Gold is used for way more than currency, That’s where it’s real value is now.

But long ago, it was something shiny, rare, and something people wanted. They wanted to make shiny things out of it, and the knew others did too. I’ll trade you a pinch of this shiny metal dust for a pint of beer.. you’ll trade that cup of shiny metal dust to pay your mortgage on your bar. That shiny metal keeps getting traded till someone is wearing it as a crown. But at the end of the day, it’s only currency because we said it is.

Kinda like the $,€,£,¥…. it like gold is only worth what we say it is.

Iirc, the money we have in circulation is supposed to represent X-ammount of gold stored. That’s why gold just sits. Hopefully there will be smarter answers than mine.

Anonymous 0 Comments

Back in the past, gold was valued as a precious metal because it was shiny and pretty. And soft, which meant it could be shaped easily.

It was used as money because it *was* a precious metal, so it was a store of value. It didn’t rust, could be made pure, could be made less pure, could be formed into standard-ish shapes like coins and bars. So it was useful for trade with strangers.

Anonymous 0 Comments

It’s shiny, rare, and doesn’t rust. That’s it. In fact, the fact that we don’t use gold for anything important makes it more useful for currency because we don’t have to worry about using it all up.

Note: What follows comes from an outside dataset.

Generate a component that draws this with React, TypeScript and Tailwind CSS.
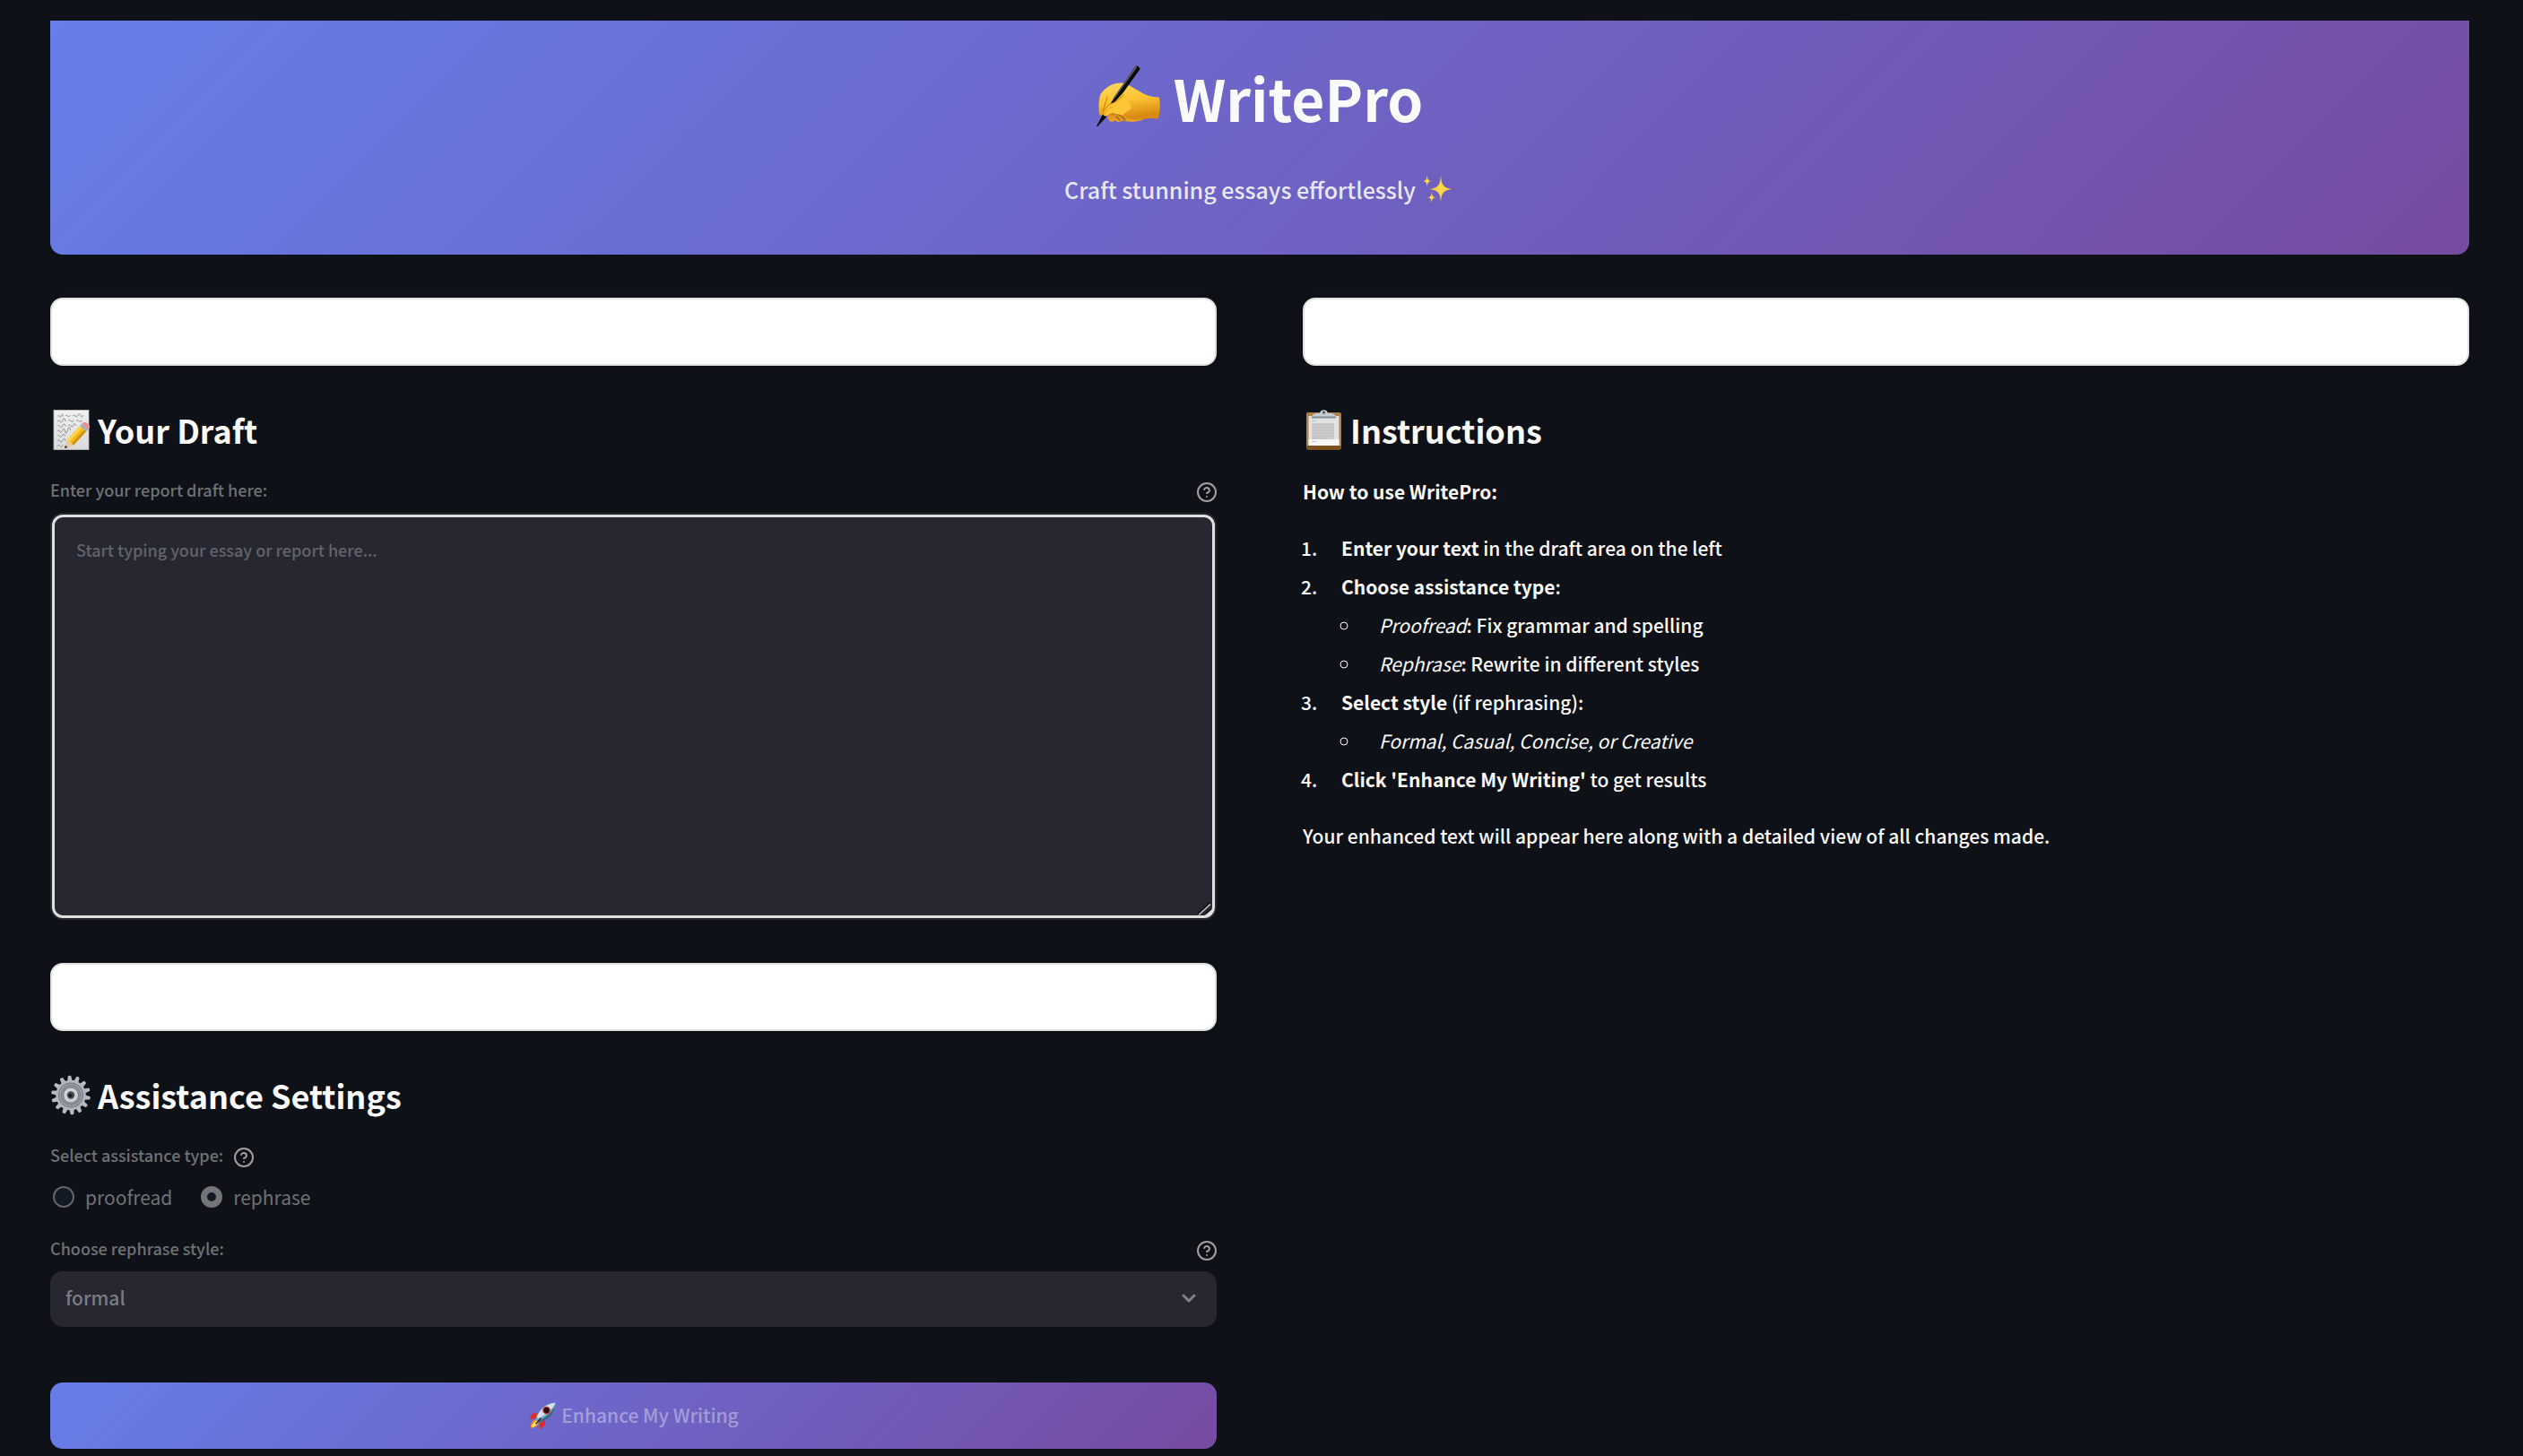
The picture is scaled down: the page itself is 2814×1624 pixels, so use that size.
import { useState } from "react";

function WritingHand() {
  return (
    <svg viewBox="0 0 72 70" className="w-[72px] shrink-0" aria-hidden="true">
      <defs>
        <linearGradient id="skin" x1="0" y1="0" x2="0.25" y2="1">
          <stop offset="0" stopColor="#ffd95e" />
          <stop offset="0.55" stopColor="#fcc231" />
          <stop offset="1" stopColor="#d98a10" />
        </linearGradient>
        <linearGradient id="curl" x1="0" y1="0" x2="0" y2="1">
          <stop offset="0" stopColor="#b86d10" />
          <stop offset="1" stopColor="#f0a824" />
        </linearGradient>
      </defs>
      <path d="M12 52c0 6 1 10 4 10.500 2 .5 4-.500 5-1.500 1 2 3 2.500 6 1.500 1-.300 1.500-.800 2-1.200 5 2.200 14 1.700 22-.300l5-8-30-8z" fill="url(#curl)" />
      <path d="M3 54C2 46 3 36 4.500 32 7 28 14 22 20 20.500c5-1.500 11-1.500 15 1L48 29c6 3.500 12 6.500 21.500 6.500 2 4 2 17-1 24-7-1-11-.500-16 .500-7 1.500-15 .300-21-3-5-3-8-4.500-11-3.500L11 56c-3 1.500-6 .500-8-2z" fill="url(#skin)" />
      <path d="M7 52c3-5 6-8 10-9.500 5-3 10-5 13-10M12 35l-5 16" fill="none" stroke="#d9900f" strokeWidth="1.300" strokeLinecap="round" />
      <path d="M17 54c4-2 7 0 10 2M22 57l4 4M28 57l4 4" fill="none" stroke="#a35d0c" strokeWidth="1.200" strokeLinecap="round" />
      <path d="M43.500.800c2-.800 5 1.200 4.900 3.400L30 30l-9 10c-2 1.500-4 1.500-5.500 2.500z" fill="#0b0b0c" />
      <path d="M43.500.800 18 37.500l2.500-1L45.500 1.800z" fill="#55565a" />
      <path d="M7 54.500 11 57.500 1 68.200c-.500.300-.900 0-.8-.700z" fill="#0b0b0c" />
      <path d="M9 52c2-5 6-9 11-9.500 5 0 10-3 13-8l6 13-10 8-13-2.500c-3 1.500-5 4-8 3z" fill="#fdc637" />
      <path d="M9 55c1.500-5 5-8 9-8.500" fill="none" stroke="#e8a51e" strokeWidth="1.200" />
    </svg>
  );
}

function Sparkles() {
  return (
    <svg viewBox="0 0 36 36" className="w-9 shrink-0" aria-hidden="true">
      <defs>
        <radialGradient id="spark">
          <stop offset="0" stopColor="#ffe14a" />
          <stop offset="0.6" stopColor="#f8c548" />
          <stop offset="1" stopColor="#e9a23c" />
        </radialGradient>
      </defs>
      <path d="M20 2c.8 11 2.200 14.300 12.500 16C22.200 19.500 20.800 22.500 20 33c-.8-10.500-2.200-13.500-12.500-15C17.800 16.300 19.200 13 20 2z" fill="url(#spark)" />
      <path d="M4.800 1.500c.4 5.500 1 7 5 7.500-4 .500-4.600 2-5 7.500-.4-5.500-1-7-5-7.500 4-.500 4.600-2 5-7.500z" fill="url(#spark)" />
      <path d="M9.800 20.500c.4 5 1 6.200 5 6.800-4 .600-4.600 1.800-5 6.800-.4-5-1-6.200-5-6.800 4-.600 4.600-1.800 5-6.800z" fill="url(#spark)" />
    </svg>
  );
}

function Memo() {
  return (
    <svg viewBox="0 0 45 45" className="w-[45px] shrink-0" aria-hidden="true">
      <defs>
        <linearGradient id="sheet" x1="0" y1="0" x2="0" y2="1">
          <stop offset="0" stopColor="#f0f0f0" />
          <stop offset="1" stopColor="#dadada" />
        </linearGradient>
      </defs>
      <rect x="4" y="0.500" width="39" height="44" fill="url(#sheet)" stroke="#b9b9b9" strokeWidth="0.800" />
      <path
        d="M8 7.500q1.500-2.500 2.500 0t2-1 2 1M17 7q1-2 2.500 0t3-1M25 7q1.500-2 3 0t3-1 3 .500 3-.500M8 13q2-3 3 0t3-1.500 3 1.500M20 12.500q1-2.500 3 0t3-.800M29 12.500q1-2 3 0t4-.500M8 18.500q1.500-3 3 0t3-1 3 1M20 18q1-2.500 3 0t3-1 3 .800M8 24q1.500-3 2.500 0t3-1 3 1 3-1.500 3 .500M8 29.500q1-2.500 2.500 0t3-1 3 1M8 35q2-3 3 0t3-1 3 .800M8 40.500q1.500-3 3 0t3-1"
        fill="none"
        stroke="#8a8a8e"
        strokeWidth="0.900"
      />
      <path d="M19 33.500 33 18l7 6.500L26 39.500z" fill="#f5b81c" />
      <path d="M19 33.500 33 18l2.500 2.300L21.500 36z" fill="#ffd447" />
      <path d="M24 37.800 38 22.600l2 1.900L26 39.500z" fill="#cf8e12" />
      <path d="M19 33.500l7 6-8.500 3.200c-1 .300-1.600-.300-1.300-1.300z" fill="#ecc79b" />
      <path d="M16.900 39.700l2.600 2.300-2 .700c-1 .300-1.600-.300-1.300-1.300z" fill="#333" />
      <path d="M33 18l2.500-2.700 7 6.500-2.500 2.700z" fill="#a9adb3" />
      <path d="M35.500 15.300c1.500-1.500 4-2 6.500.200 2.600 2.200 2.700 4.500 1 6.300l-.500.500z" fill="#ee8f93" />
    </svg>
  );
}

function ClipboardEmoji() {
  return (
    <svg viewBox="0 0 45 45" className="w-[45px] shrink-0" aria-hidden="true">
      <rect x="4" y="3" width="39" height="41.500" rx="2" fill="#b08144" />
      <rect x="4" y="40" width="39" height="4.500" rx="1.500" fill="#7d501e" />
      <path d="M6.500 7h34v33h-34z" fill="#e2e2e2" />
      <path d="M6.500 33h34v7h-34z" fill="#f6f6f6" />
      <rect x="10" y="15" width="25" height="18" fill="#cdcdcd" />
      <path d="M10 12.500h5M11 17h23M11 20h24M11 23h22M11 26h24M11 29h23M11 32h16M10 35.500h5" stroke="#bebebe" strokeWidth="0.900" />
      <path d="M10 9c0-3 2-4.500 5-5h4c1-3 2-3.700 4.500-3.700S27 1 28 4h4c3 .500 5 2 5 5z" fill="#c4cbd1" />
      <path d="M10 7.500h27V9.500H10z" fill="#858b91" />
      <circle cx="23.500" cy="3" r="1.500" fill="#4c5157" />
    </svg>
  );
}

const TEETH = [0, 1, 2, 3, 4, 5, 6, 7, 8, 9, 10, 11, 12, 13];

function GearEmoji() {
  return (
    <svg viewBox="0 0 45 45" className="w-[45px] shrink-0" aria-hidden="true">
      {TEETH.map((n) => (
        <path key={n} d="M20.300 7l.900-5.800c.1-.800 3.500-.800 3.600 0l.900 5.800z" fill="#b5bbc4" transform={`rotate(${(n * 360) / 14 - 4} 23 22.500)`} />
      ))}
      <circle cx="23" cy="22.500" r="16.800" fill="#b0b5be" />
      <circle cx="23" cy="22.500" r="14" fill="#7c8087" />
      <circle cx="23" cy="22.500" r="12" fill="none" stroke="#a4a8af" strokeWidth="1.200" />
      <circle cx="23" cy="22.500" r="9.800" fill="none" stroke="#989ca3" strokeWidth="1" />
      <circle cx="23" cy="22.500" r="8" fill="#ccd1d9" />
      <circle cx="23" cy="22.500" r="4.200" fill="#4d4745" />
      <circle cx="22.500" cy="23" r="2" fill="#17181c" />
    </svg>
  );
}

function Rocket() {
  return (
    <svg viewBox="0 0 32 32" className="w-8 shrink-0" aria-hidden="true">
      <path d="M12 13 5 13.500 1.500 20l7-1zM19 20l-.5 7-5.500 4 .5-7z" fill="#e8281c" />
      <path d="M9 20c-4 1-6 4-6.500 10C7 29 11 28 12.500 23z" fill="#f58a1c" />
      <path d="M9.500 21.500C6 23 4.500 26 4 29c3-.500 6-2 7.500-5.500z" fill="#ffe75a" />
      <path d="M30.500 1.800C21 2 13 8 9 17.500l-.5 3.200 3 3 3.500-1C25 18.500 30.500 11 30.500 1.800z" fill="#7fa9c9" />
      <path d="M30.500 1.800C22 2 14 8 10 17l2 2C20 15 27 9 30.500 1.800z" fill="#cfe2ee" />
      <path d="M15 22.700 11.500 23.700l-1.500-1.500C19 19 26.500 12 30 5c-.5 8-6 14.500-15 17.700z" fill="#3f6684" />
      <circle cx="20.500" cy="10" r="4.300" fill="#c0282a" />
      <circle cx="20.500" cy="10" r="3" fill="#1a1416" />
      <path d="M9 25l5-6" stroke="#2b2b2b" strokeWidth="1.500" strokeLinecap="round" />
    </svg>
  );
}

function HelpButton({ label }: { label: string }) {
  return (
    <button type="button" aria-label={label} className="shrink-0 text-[#a0a0a1]">
      <svg viewBox="1 1 22 22" fill="none" stroke="currentColor" strokeWidth="2" strokeLinecap="round" strokeLinejoin="round" className="w-[22px]" aria-hidden="true">
        <circle cx="12" cy="12" r="10" />
        <path d="M9.090 9a3 3 0 0 1 5.830 1c0 2-3 3-3 3" />
        <path d="M12 17h.01" />
      </svg>
    </button>
  );
}

function Card() {
  return <div className="h-[76px] rounded-[14px] border-2 border-[#e0e0e0] bg-white shadow-[0_4px_12px_rgba(0,0,0,0.12)]" />;
}

function Radio({ value, selected, onSelect }: { value: string; selected: string; onSelect: (v: string) => void }) {
  return (
    <label className="flex items-center gap-3 text-[21px] leading-9 text-[#6f7175]">
      <input
        type="radio"
        name="assistance"
        value={value}
        checked={selected === value}
        onChange={() => onSelect(value)}
        className="size-6 appearance-none rounded-full border-2 border-[#63656a] bg-[#131924] checked:border-[7px] checked:border-[#747579]"
      />
      {value}
    </label>
  );
}

const HEADING = "mt-11 flex items-center gap-2 text-4xl leading-[54px] font-bold";
const LABEL = "text-lg leading-7 font-medium text-[#6f7175]";

export default function App() {
  const [type, setType] = useState("rephrase");
  return (
    <main className="min-h-screen bg-[#0e1117] pt-[23px] pr-[60px] pb-2 pl-14 font-['Noto_Sans_CJK_SC',sans-serif] text-[#fafafa]">
      <header className="flex flex-col items-center rounded-b-[14px] bg-[linear-gradient(135deg,#667eea_0%,#764ba2_100%)] pt-10 pb-[55px]">
        <h1 className="flex items-center gap-[14px] text-[64px] leading-[90px] font-bold">
          <WritingHand />
          WritePro
        </h1>
        <p className="mt-10 flex items-center gap-2 text-[25px] leading-9 font-medium text-[#fafafa]/90">
          Craft stunning essays effortlessly
          <Sparkles />
        </p>
      </header>

      <div className="mt-12 grid grid-cols-2 gap-24">
        <section>
          <Card />
          <h2 className={HEADING}>
            <Memo />
            Your Draft
          </h2>
          <div className="mt-[26px] flex items-end justify-between">
            <label htmlFor="draft" className={LABEL}>Enter your report draft here:</label>
            <HelpButton label="Help for the draft" />
          </div>
          <div className="relative mt-3 rounded-[14px] border-2 border-[#262730]">
            <textarea
              id="draft"
              placeholder="Start typing your essay or report here..."
              className="block h-[450px] w-full resize-none rounded-xl border-[3px] border-[#e0e0e0] bg-[#262730] px-6 py-[23px] text-lg leading-[27px] font-medium outline-none placeholder:text-[#62636b]"
            />
            <svg viewBox="0 0 18 18" className="pointer-events-none absolute right-px bottom-px w-[18px]" aria-hidden="true">
              <path d="M0 14.500 13 2M9 14.500 15 9" stroke="#101014" strokeWidth="2" />
              <path d="M1 15.500 14 3.500" stroke="#c9c9cb" strokeWidth="1.500" />
              <path d="M8 16c5 0 8-3 8-7z" fill="#e0e0e0" />
            </svg>
          </div>

          <div className="mt-12">
            <Card />
          </div>
          <h2 className={HEADING}>
            <GearEmoji />
            Assistance Settings
          </h2>
          <fieldset className="mt-[26px]">
            <legend className="flex items-end gap-3">
              <span className={LABEL}>Select assistance type:</span>
              <HelpButton label="Help for the assistance type" />
            </legend>
            <div className="mt-[15px] ml-[3px] flex gap-8">
              <Radio value="proofread" selected={type} onSelect={setType} />
              <Radio value="rephrase" selected={type} onSelect={setType} />
            </div>
          </fieldset>
          <div className="mt-[25px] flex items-end justify-between">
            <label htmlFor="style" className={LABEL}>Choose rephrase style:</label>
            <HelpButton label="Help for the rephrase style" />
          </div>
          <div className="relative mt-3">
            <select id="style" className="block h-[62px] w-full appearance-none rounded-[14px] bg-[#262730] px-[17px] pb-[3px] text-[21px] font-medium text-[#7b7c82]">
              <option>formal</option>
              <option>casual</option>
              <option>concise</option>
              <option>creative</option>
            </select>
            <svg viewBox="0 0 16 10" fill="none" stroke="#808186" strokeWidth="3" strokeLinecap="round" strokeLinejoin="round" className="pointer-events-none absolute top-[25px] right-[23px] w-4" aria-hidden="true">
              <path d="M2 2l6 6 6-6" />
            </svg>
          </div>
          <button type="button" className="mt-[62px] flex h-[74px] w-full items-center justify-center gap-[5px] rounded-[14px] bg-[linear-gradient(135deg,#667eea_0%,#764ba2_100%)] text-[21px] font-medium text-[#fafafa]/40">
            <Rocket />
            Enhance My Writing
          </button>
        </section>

        <section className="text-[21px] leading-[43px] font-medium">
          <Card />
          <h2 className={HEADING}>
            <ClipboardEmoji />
            Instructions
          </h2>
          <p className="mt-[21px] font-bold">How to use WritePro:</p>
          <ol className="mt-5 list-decimal pl-[21px] [&>li]:pl-[22px]">
            <li><strong>Enter your text</strong> in the draft area on the left</li>
            <li>
              <strong>Choose assistance type</strong>:
              <ul className="list-[circle] pl-[22px] [&>li]:pl-5">
                <li><em className="font-normal">Proofread</em>: Fix grammar and spelling</li>
                <li><em className="font-normal">Rephrase</em>: Rewrite in different styles</li>
              </ul>
            </li>
            <li>
              <strong>Select style</strong> (if rephrasing):
              <ul className="list-[circle] pl-[22px] [&>li]:pl-5">
                <li><em className="font-normal">Formal, Casual, Concise, or Creative</em></li>
              </ul>
            </li>
            <li><strong>Click 'Enhance My Writing'</strong> to get results</li>
          </ol>
          <p className="mt-5">Your enhanced text will appear here along with a detailed view of all changes made.</p>
        </section>
      </div>
    </main>
  );
}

Money is just weird like that.

Anonymous 0 Comments

Just like any other thing in finance related to currency it is based on the confidence of the consumers. The confidence it storea value and that it resist inflationary pressure

Anonymous 0 Comments

Because people agree it is, basically. Money has always been something of an illusion – it’s there so people don’t have to barter and figure out what the change is when you pay for two cows with a large pig and several chickens. For instance.

Currency is just something that physically represents money or value – a lump of gold, a coin, a banknote, a check, etc. Gold got used, back when, because it was shiny, easily shaped, and didn’t rust; lumps of it stayed the same, and could be tested for purity fairly easily. (If you see someone biting a coin in a book about older times, that’s actually what they’re doing, seeing how soft and workable it is.)

Where it’s piled up in a vault, it’s there to represent “I have all this value stored here” and “Other people agree, pretty much, on what one of these gold bars is worth, so I know what I’d get it if I sold it and got cash for it”.

Most money (maybe all?) these days isn’t “backed by gold” any more – the government doesn’t need to keep certain quantities of gold in a vault and, on request, exchange bits of it for bills or coins.

The idea that money’s worth what everyone agrees it’s worth is what supports currencies nowadays, and is why different currencies rise and fall in value relative to each other; sometimes investors think Canada and its currency is more stable and investable in, and sometimes they think the USA’s, or China’s, or Begium’s euro, is.

–Dave, cryptocurrencies basically work this way too; there, what “backs” them is that there’s a finite amount of SOMETHING related to it available, or else the game it’s used in values items at shopkeepers at certain levels. etc.